At least 59 people were injured and 12 killed when a gunman opened fire in a movie theater packed with fans attending the premiere of the new Batman movie last night in Aurora, Colo.

Police have identified the suspect as James Holmes, a 24-year-old from San Diego who last month withdrew from a PhD program in neurosciences at the University of Colorado. He was arrested near the scene of the crime, and is thought by police to have acted alone.

A motive has not yet been identified – but that hasn’t stopped Gohmert and others from speculating about what caused the rampage.

“Some of us happen to believe that when our founders talked about guarding our virtue and freedom, that that was important," Gohmert told Istook. "Whether it's John Adams saying our Constitution was made only for moral and religious people ... Ben Franklin, only a virtuous people are capable of freedom, as nations become corrupt and vicious they have more need of masters ... We have been at war with the very pillars, the very foundation of this country.”

Seeming to suggest that secularism had caused God to turn away from America, Gohmert continued, “People say ... where was God in all of this? … We've threatened high school graduation participations, if they use God's name, they're going to be jailed ... I mean that kind of stuff. Where was God? What have we done with God? We don't want him around. I kind of like his protective hand being present.”

He also blamed the tragedy on the fact no one in the theater shot back. “It does make me wonder, with all those people in the theater, was there nobody that was carrying a gun that could have stopped this guy more quickly?”

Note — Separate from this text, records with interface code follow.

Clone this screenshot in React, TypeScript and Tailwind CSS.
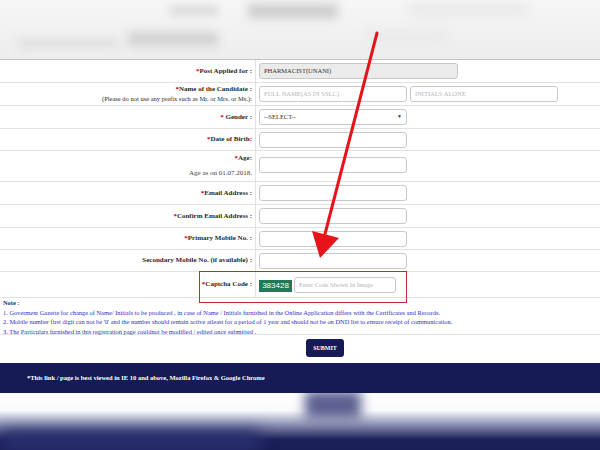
import React from "react";

const Star = () => <span className="text-[#d0021b]">*</span>;

const Row = ({
  label,
  children,
  h = "h-[23px]",
}: {
  label: React.ReactNode;
  children?: React.ReactNode;
  h?: string;
}) => (
  <div className={`flex ${h} border-b border-[#e2e2e2] bg-white`}>
    <div className="w-[256px] shrink-0 border-r border-[#e2e2e2] pr-[3px] flex flex-col items-end justify-center text-right text-[7px] font-bold text-[#2a2a2a] leading-[9px]">
      {label}
    </div>
    <div className="flex items-center pl-[3px] gap-[3px]">{children}</div>
  </div>
);

const Field = ({
  w = "w-[148px]",
  ph,
  value,
  grey,
}: {
  w?: string;
  ph?: string;
  value?: string;
  grey?: boolean;
}) => (
  <div
    className={`${w} h-[16px] rounded-[3px] border border-[#c9c9c9] flex items-center px-[4px] text-[6.5px] ${
      grey ? "bg-[#ebebeb] text-[#333]" : "bg-white text-[#b5b5b5]"
    }`}
  >
    {value ?? ph}
  </div>
);

const App = () => {
  return (
    <div className="relative w-[600px] h-[450px] overflow-hidden bg-white font-['Liberation_Serif',serif]">
      {/* blurred header */}
      <div className="h-[60px] border-b border-[#c4c4c4] bg-gradient-to-b from-[#f6f6f6] to-[#ededed] overflow-hidden">
        <div className="flex pt-[4px] gap-[30px] pl-[170px]">
          <div className="w-[48px] h-[9px] bg-[#d8d8d8] blur-[4px] mt-[2px]" />
          <div className="w-[90px] h-[14px] bg-[#cdcdcd] blur-[5px]" />
          <div className="w-[120px] h-[12px] bg-[#e9e9e9] blur-[6px] ml-[40px]" />
        </div>
        <div className="flex pt-[14px] gap-[10px] pl-[18px]">
          <div className="w-[100px] h-[10px] bg-[#e0e0e0] blur-[5px] mt-[6px]" />
          <div className="w-[90px] h-[14px] bg-[#d2d2d2] blur-[5px]" />
          <div className="w-[80px] h-[10px] bg-[#e8e8e8] blur-[6px] ml-[140px]" />
        </div>
      </div>

      <Row label={<span><Star />Post Applied for :</span>}>
        <Field w="w-[199px]" value="PHARMACIST(UNANI)" grey />
      </Row>
      <Row
        label={
          <>
            <span><Star />Name of the Candidate :</span>
            <span className="font-normal text-[6.5px]">
              (Please do not use any prefix such as Mr. or Mrs. or Ms.):
            </span>
          </>
        }
      >
        <Field ph="FULL NAME(AS IN SSLC)" />
        <Field ph="INITIALS ALONE" />
      </Row>
      <Row label={<span><Star /> Gender :</span>}>
        <div className="w-[148px] h-[16px] rounded-[3px] border border-[#c9c9c9] bg-white flex items-center justify-between px-[4px] text-[6.5px] text-[#333]">
          <span>--SELECT--</span>
          <span className="text-[5px]">▼</span>
        </div>
      </Row>
      <Row h="h-[22px]" label={<span><Star />Date of Birth:</span>}>
        <Field />
      </Row>
      <Row
        h="h-[31px]"
        label={
          <div className="flex flex-col items-end justify-between h-full py-[3px]">
            <span><Star />Age:</span>
            <span className="font-normal text-[#444]">Age as on 01.07.2018.</span>
          </div>
        }
      >
        <div className="pt-[6px] self-start">
          <Field />
        </div>
      </Row>
      <Row label={<span><Star />Email Address :</span>}>
        <Field />
      </Row>
      <Row label={<span><Star />Confirm Email Address :</span>}>
        <Field />
      </Row>
      <Row h="h-[22px]" label={<span><Star />Primary Mobile No. :</span>}>
        <Field />
      </Row>
      <Row h="h-[22px]" label={<span>Secondary Mobile No. (if available) :</span>}>
        <Field />
      </Row>
      <Row h="h-[26px]" label={<span><Star />Captcha Code :</span>}>
        <div className="flex items-center gap-[2px]">
          <div className="h-[12px] w-[33px] bg-[#1e7a56] text-white text-[8px] font-['Liberation_Sans',sans-serif] flex items-center justify-center mt-[2px]">
            383428
          </div>
          <Field w="w-[102px]" ph="Enter Code Shown In Image" />
        </div>
      </Row>

      {/* note */}
      <div className="h-[37px] border-b border-[#e2e2e2] pl-[3px] text-[6.4px] leading-[9.6px] text-[#2f30c8]">
        <div className="font-bold text-[#1c1c80]">Note :</div>
        <div>
          1. Goverment Gazette for change of Name/ Initials to be produced , in case of Name / Initials furnished in the Online Application differs with the Certificates and Records.
        </div>
        <div>
          2. Mobile number first digit can not be '0' and the number should remain active atleast for a period of 1 year and should not be on DND list to ensure receipt of communication.
        </div>
        <div>
          3. The Particulars furnished in this registration page couldnot be modified / edited once submitted .
        </div>
      </div>

      {/* submit */}
      <div className="h-[28px] flex items-start justify-center pt-[4px] pl-[50px]">
        <div className="w-[38px] h-[18px] rounded-[3px] bg-[#161a55] text-white text-[6px] font-bold flex items-center justify-center">
          SUBMIT
        </div>
      </div>

      {/* footer */}
      <div className="h-[30px] bg-[#161a55] flex items-center pl-[27px] text-white text-[6.5px] font-bold">
        *This link / page is best viewed in IE 10 and above, Mozilla Firefox &amp; Google Chrome
      </div>

      {/* blurred bottom */}
      <div className="h-[58px] bg-[linear-gradient(to_bottom,#ffffff_0%,#fafafc_30%,#8a8fb2_55%,#1c2059_80%,#1a1d56_100%)] overflow-hidden">
        <div className="flex h-full">
          <div className="w-[260px] flex flex-col justify-end">
            <div className="h-[20px] bg-[#2a3170] blur-[8px]" />
          </div>
          <div className="w-[56px] h-[28px] bg-[#5b6090] blur-[6px] ml-[45px] -mt-[2px]" />
        </div>
      </div>

      {/* annotation: captcha box */}
      <div className="absolute left-[199px] top-[271px] w-[208px] h-[32px] border border-[#c22a30]" />

      {/* annotation: arrow */}
      <svg className="absolute left-0 top-0" width="600" height="450" viewBox="0 0 600 450">
        <line x1="377" y1="33" x2="325" y2="234" stroke="#e8121a" strokeWidth="3" strokeLinecap="round" />
        <polygon points="312,231 339,238 320,258" fill="#e8121a" />
      </svg>
    </div>
  );
};

export default App;
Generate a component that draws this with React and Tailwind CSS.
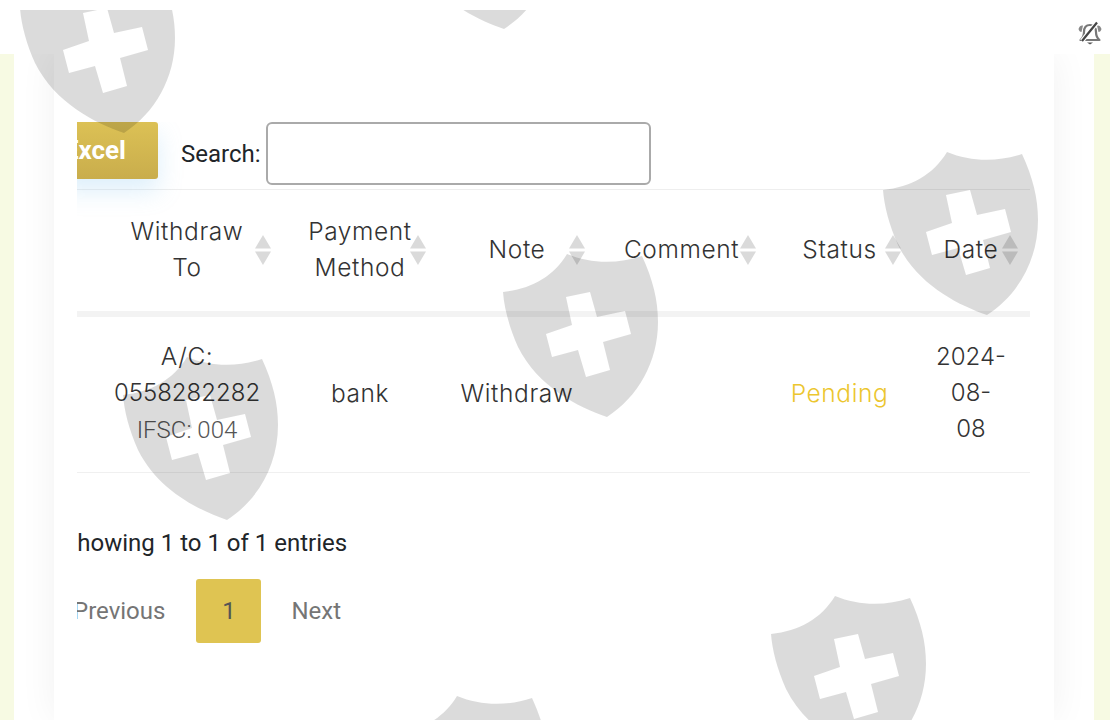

Gohmert, who yesterday suggested that Muslim Brotherhood agents have infiltrated the U.S. Department of Homeland Security, has a history of making inflammatory statements.

In June, he described the Employment Non-Discrimination Act (ENDA), which is designed to protect LGBT people from workplace discrimination, as part of an alleged “war on religion” by the Obama administration. During a 2006 conference run by the hardline antigay group Vision America, he boasted about refusing to sign an American Bar Association code of conduct when he was a Texas judge because it banned “prejudice on the basis of sexual orientation.”

And in August 2010, he memorably took to the floor of Congress to warn of a supposed plot to bring pregnant Muslim women to the United States to have babies who could return here in 20 to 30 years as terrorists with American citizenship and passports. Challenged later by the news media, he could produce no evidence of any plot.

Gohmert isn’t the only rightwing personality who has exploited the Colorado theater tragedy to make a political point.

Bryan Fischer, spokesman for the anti-gay hate group American Family Association (AFA), in a column blamed the Colorado massacre – as well as adultery, divorce, cohabitation, domestic abuse, child abuse, murder, school violence and falling SAT scores – on a 1962 Supreme Court decision prohibiting school prayer and a 1980 Supreme Court decision barring the display of the Ten Commandment in public school classrooms.

“So these black-robed miscreants said we cannot permit potential mass murderers like James Holmes to read or meditate on God’s prohibition ‘Thou shall not murder’ as a part of their education, because someone like him just might be inclined to ‘venerate and obey’ it and not go on a midnight shooting rampage leaving a trail of dead bodies in his wake,” Fischer wrote. “No, we can’t be having that, now, can we?”

Meanwhile, bloggers at The New Civil Rights Movement report, Margie Phelps of the anti-gay Westboro Baptist Church (of “God Hates F---” fame), said the massacre was God’s punishment for a gay pride parade that took place in Denver over a month ago. “DIRECT result of filthy f-- pride parade in Colo,” she tweeted this morning.